_YOUR GOAL_: All of the lines below are to be transcribed faithfully, with pictures excluded from the copy.

▬▬▬▬▬▬

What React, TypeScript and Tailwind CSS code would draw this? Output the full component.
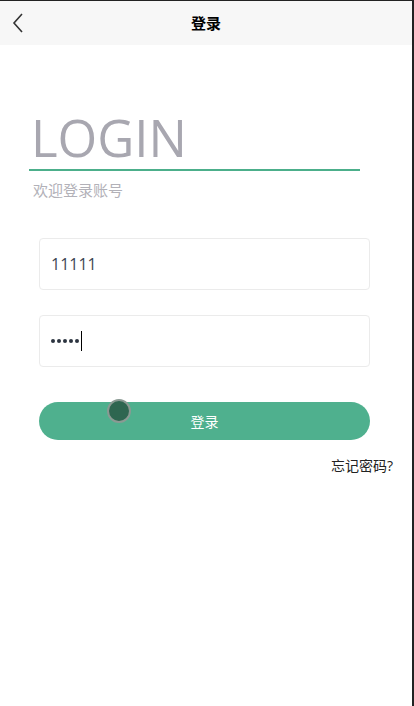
import React from "react";

export default function App() {
  return (
    <div className="relative h-[706px] w-[414px] overflow-hidden border-t border-r-2 border-[#222] bg-white font-['Open_Sans','Noto_Sans_CJK_SC',sans-serif]">
      {/* Header */}
      <div className="relative flex h-[44px] items-center justify-center bg-[#f7f7f7]">
        <button className="absolute left-[11px] top-[11px] text-[#333]">
          <svg width="14" height="22" viewBox="0 0 14 22" fill="none">
            <path d="M11 2 L3 11 L11 20" stroke="#333" strokeWidth="1.6" />
          </svg>
        </button>
        <h1 className="text-[15px] font-bold text-black">登录</h1>
      </div>

      {/* Title */}
      <div className="ml-[29px] mt-[60px] w-[331px] border-b-2 border-[#4caf8b]">
        <div className="pl-[2px] text-[51px] leading-[64px] text-[#a8a7b0]">LOGIN</div>
      </div>
      <p className="ml-[33px] mt-[9px] text-[15px] leading-[20px] text-[#b2b1b8]">欢迎登录账号</p>

      {/* Form */}
      <div className="ml-[39px] mt-[38px] flex w-[331px] flex-col">
        <div className="flex h-[52px] items-center rounded-[4px] border border-[#ebebeb] px-[11px] text-[16px] text-[#3d4553]">
          11111
        </div>
        <div className="mt-[25px] flex h-[52px] items-center gap-[2px] rounded-[4px] border border-[#ebebeb] px-[11px]">
          {[0, 1, 2, 3, 4].map((i) => (
            <span key={i} className="h-[4px] w-[4px] rounded-full bg-[#2c3440]" />
          ))}
          <span className="h-[20px] w-[1px] bg-black" />
        </div>
        <button className="relative mt-[35px] h-[38px] rounded-full bg-[#4fb08e] text-[14px] text-white">
          登录
          <span className="absolute left-[68px] top-[-3px] h-[24px] w-[24px] rounded-full border-2 border-[#8a9a93] bg-[#2e6650]" />
        </button>
      </div>
      <div className="mr-[19px] mt-[15px] text-right text-[14px] text-[#222]">忘记密码?</div>
    </div>
  );
}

▬▬▬▬▬▬

_REPLY TO THE TASK_:
What React, TypeScript and Tailwind CSS code would draw this? Output the full component.
import React from "react";

export default function App() {
  return (
    <div className="relative h-[706px] w-[414px] overflow-hidden border-t border-r-2 border-[#222] bg-white font-['Open_Sans','Noto_Sans_CJK_SC',sans-serif]">
      {/* Header */}
      <div className="relative flex h-[44px] items-center justify-center bg-[#f7f7f7]">
        <button className="absolute left-[11px] top-[11px] text-[#333]">
          <svg width="14" height="22" viewBox="0 0 14 22" fill="none">
            <path d="M11 2 L3 11 L11 20" stroke="#333" strokeWidth="1.6" />
          </svg>
        </button>
        <h1 className="text-[15px] font-bold text-black">登录</h1>
      </div>

      {/* Title */}
      <div className="ml-[29px] mt-[60px] w-[331px] border-b-2 border-[#4caf8b]">
        <div className="pl-[2px] text-[51px] leading-[64px] text-[#a8a7b0]">LOGIN</div>
      </div>
      <p className="ml-[33px] mt-[9px] text-[15px] leading-[20px] text-[#b2b1b8]">欢迎登录账号</p>

      {/* Form */}
      <div className="ml-[39px] mt-[38px] flex w-[331px] flex-col">
        <div className="flex h-[52px] items-center rounded-[4px] border border-[#ebebeb] px-[11px] text-[16px] text-[#3d4553]">
          11111
        </div>
        <div className="mt-[25px] flex h-[52px] items-center gap-[2px] rounded-[4px] border border-[#ebebeb] px-[11px]">
          {[0, 1, 2, 3, 4].map((i) => (
            <span key={i} className="h-[4px] w-[4px] rounded-full bg-[#2c3440]" />
          ))}
          <span className="h-[20px] w-[1px] bg-black" />
        </div>
        <button className="relative mt-[35px] h-[38px] rounded-full bg-[#4fb08e] text-[14px] text-white">
          登录
          <span className="absolute left-[68px] top-[-3px] h-[24px] w-[24px] rounded-full border-2 border-[#8a9a93] bg-[#2e6650]" />
        </button>
      </div>
      <div className="mr-[19px] mt-[15px] text-right text-[14px] text-[#222]">忘记密码?</div>
    </div>
  );
}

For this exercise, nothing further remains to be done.